Todo este galimatías, creado por cuenta de refundir desde 1991, diversas formas del ejercicio del control de la conducta y responsabilidad de los agentes públicos en el desempeño de sus respectivas funciones, derivó, por ejemplo, en que la Sección Quinta del Consejo de Estado decretara la nulidad de una elección por violación al régimen de inhabilidades y esa sentencia, que constituía precisamente la prueba de la existencia de la inhabilidad para ser elegido, fuera desconocida por la Sala Plena de la misma corporación en el proceso de pérdida de investidura adelantado seguidamente a la misma persona so pretexto de tratarse de procesos de naturaleza diferente.
Grave error, pues con ello, en el fondo se estaba propiciando la peligrosa tesis de la existencia de dos concepciones del derecho antagónicas, en un mismo sistema jurídico; de un lado, aquel concebido por el legicentrismo, que sin más consideraciones sigue el tenor literal de las causales, y que se aplicaría en el proceso de nulidad electoral y de otro lado, aquel producto de una interpretación por principios que reconoce en la Constitución la fuente principal y máxima del Derecho, en el proceso de pérdida de investidura.

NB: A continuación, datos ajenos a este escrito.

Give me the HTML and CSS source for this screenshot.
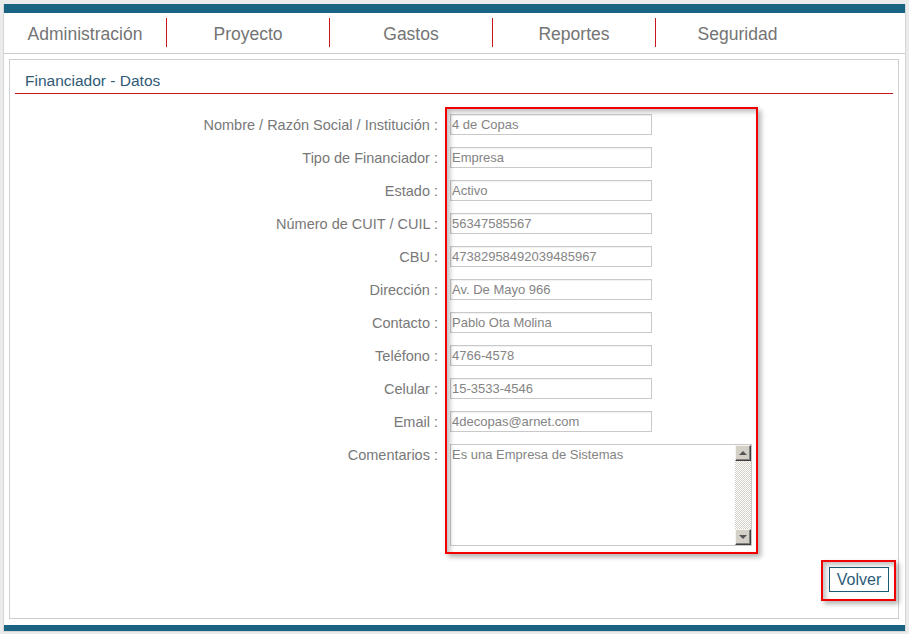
FILE: index.html
```html
<!DOCTYPE html>
<html lang="es">
<head>
<meta charset="utf-8">
<title>Financiador - Datos</title>
<link rel="stylesheet" href="styles.css">
</head>
<body>
<div class="frame">
  <div class="topbar"></div>
  <nav class="nav">
    <div class="nav-item sep">Administración</div>
    <div class="nav-item sep">Proyecto</div>
    <div class="nav-item sep">Gastos</div>
    <div class="nav-item sep">Reportes</div>
    <div class="nav-item">Seguridad</div>
  </nav>
  <div class="panel">
    <div class="title"><span>Financiador - Datos</span></div>
    <div class="form">
      <div class="row"><label class="lbl">Nombre / Razón Social / Institución :</label><div class="field">4 de Copas</div></div>
      <div class="row"><label class="lbl">Tipo de Financiador :</label><div class="field">Empresa</div></div>
      <div class="row"><label class="lbl">Estado :</label><div class="field">Activo</div></div>
      <div class="row"><label class="lbl">Número de CUIT / CUIL :</label><div class="field">56347585567</div></div>
      <div class="row"><label class="lbl">CBU :</label><div class="field">47382958492039485967</div></div>
      <div class="row"><label class="lbl">Dirección :</label><div class="field">Av. De Mayo 966</div></div>
      <div class="row"><label class="lbl">Contacto :</label><div class="field">Pablo Ota Molina</div></div>
      <div class="row"><label class="lbl">Teléfono :</label><div class="field">4766-4578</div></div>
      <div class="row"><label class="lbl">Celular :</label><div class="field">15-3533-4546</div></div>
      <div class="row"><label class="lbl">Email :</label><div class="field">4decopas@arnet.com</div></div>
      <div class="row row-ta"><label class="lbl">Comentarios :</label>
        <div class="textarea">
          <div class="ta-text">Es una Empresa de Sistemas</div>
          <div class="scrollbar">
            <div class="sb-btn"><span class="tri-up"></span></div>
            <div class="sb-track"></div>
            <div class="sb-btn"><span class="tri-down"></span></div>
          </div>
        </div>
      </div>
    </div>
    <div class="actions"><button class="btn">Volver</button></div>
  </div>
  <div class="bottombar"></div>
</div>
<div class="hl hl-form"></div>
<div class="hl hl-btn"></div>
</body>
</html>
```
FILE: styles.css
```css
* { box-sizing: border-box; }
html, body { margin: 0; padding: 0; }
body {
  background: #ebebeb;
  padding: 4px 3px 0 3px;
  font-family: "Liberation Sans", Arial, sans-serif;
  position: relative;
  height: 634px;
  overflow: hidden;
}
.frame {
  width: 903px;
  background: #fff;
  border: 1px solid #d6d6d6;
  border-top: 0;
}
.topbar { height: 9px; background: #1a6383; }
.nav {
  display: flex;
  height: 41px;
  border-bottom: 1px solid #cfcfcf;
}
.nav-item {
  width: 163px;
  height: 29px;
  margin-top: 5px;
  line-height: 33px;
  text-align: center;
  font-size: 17.5px;
  color: #747474;
}
.nav-item.sep { border-right: 1px solid #c8161e; }
.panel {
  margin: 5px 6px 6px 5px;
  border: 1px solid #cfcfcf;
  height: 560px;
}
.title {
  margin: 0 5px;
  padding: 12px 0 3px 10px;
  border-bottom: 1px solid #c8141b;
  font-size: 15.5px;
  line-height: 18px;
  color: #2f5a76;
}
.form {
  padding-top: 20px;
  display: flex;
  flex-direction: column;
  gap: 12px;
}
.row {
  display: flex;
  align-items: center;
  gap: 12px;
  height: 21px;
}
.row-ta { height: 101px; align-items: flex-start; }
.lbl {
  width: 428px;
  text-align: right;
  font-size: 14.5px;
  color: #787878;
  line-height: 17px;
  padding-top: 2px;
}
.row-ta .lbl { padding-top: 3px; }
.field {
  width: 202px;
  height: 21px;
  border: 1px solid #c9c9c9;
  box-shadow: inset 1px 1px 1px rgba(0,0,0,0.06);
  padding: 1px 1px;
  font-size: 13px;
  line-height: 17px;
  color: #848484;
  white-space: nowrap;
}
.textarea {
  width: 302px;
  height: 102px;
  border: 1px solid #c9c9c9;
  display: flex;
}
.ta-text {
  flex: 1;
  padding: 1px 1px;
  font-size: 13px;
  line-height: 17px;
  color: #848484;
}
.scrollbar {
  width: 16px;
  display: flex;
  flex-direction: column;
}
.sb-btn {
  height: 16px;
  background: #d4d0c8;
  border-top: 1px solid #f4f3ee;
  border-left: 1px solid #f4f3ee;
  border-right: 1px solid #404040;
  border-bottom: 1px solid #404040;
  box-shadow: inset -1px -1px 0 #808080;
  display: flex;
  align-items: center;
  justify-content: center;
}
.sb-track {
  flex: 1;
  background-color: #fff;
  background-image: repeating-conic-gradient(#d4d0c8 0 25%, #ffffff 0 50%);
  background-size: 2px 2px;
}
.tri-up, .tri-down {
  width: 0; height: 0;
  border-left: 4px solid transparent;
  border-right: 4px solid transparent;
}
.tri-up { border-bottom: 4px solid #555; }
.tri-down { border-top: 4px solid #555; }
.actions {
  display: flex;
  justify-content: flex-end;
  padding: 22px 9px 0 0;
}
.btn {
  width: 60px;
  height: 25px;
  border: 1px solid #1d5a74;
  background: #fff;
  font-family: "Liberation Sans", Arial, sans-serif;
  font-size: 16px;
  line-height: 23px;
  color: #2c5b78;
  padding: 0;
}
.bottombar { height: 6px; background: #1a6383; }
.hl {
  position: absolute;
  border: 2px solid #f20000;
  box-shadow: 3px 3px 5px rgba(0,0,0,0.3), inset 3px 3px 5px rgba(0,0,0,0.25);
}
.hl-form { left: 445px; top: 107px; width: 313px; height: 447px; }
.hl-btn { left: 821px; top: 560px; width: 75px; height: 41px; }
```
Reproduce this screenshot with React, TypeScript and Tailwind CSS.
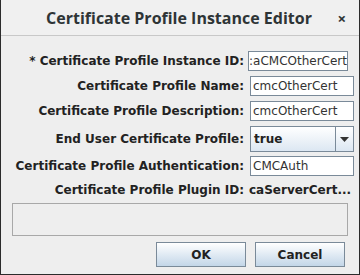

Tal separación socava el axiomático y reconocido valor de la constitucionalización del orden jurídico, sectorizando lo que la Carta de 1991 quiso unificar en los fundamentos del Estado Social, a fin de salvaguardar el preciado fin funcional del Derecho que recaba en la seguridad jurídica.
Lo expuesto me lleva a afirmar la necesidad de consagrar el principio de legalidad objetiva en el proceso de pérdida de investidura, aun cuando se trate de tipos abiertos pero debidamente limitados por presupuestos claros, y por ende, se impone la depuración de las causales para su procedencia con el objetivo de que aquella sea un verdadero juicio de reproche ético-político que derive directa y flagrantemente del fraude al principio democrático de representación política, que implique con certeza, el ser indigno de ostentarla. Es por esta razón que la gradualidad en la sanción en un proceso que es ético-político es inadmisible. Se es digno o indigno de la representación política, pero es imposible ser “medio indigno” y menos serlo temporalmente, pues se trata de un asunto en el que está en juego la democracia misma, la protección de los electores y nada menos que la pena de muerte política de un ciudadano.
Alberto Yepes Barreiro
Consejero de Estado
*Los criterios y conceptos expuestos son de exclusiva responsabilidad del autor y no comprometen de forma alguna al Consejo de Estado o alguno de sus otros miembros.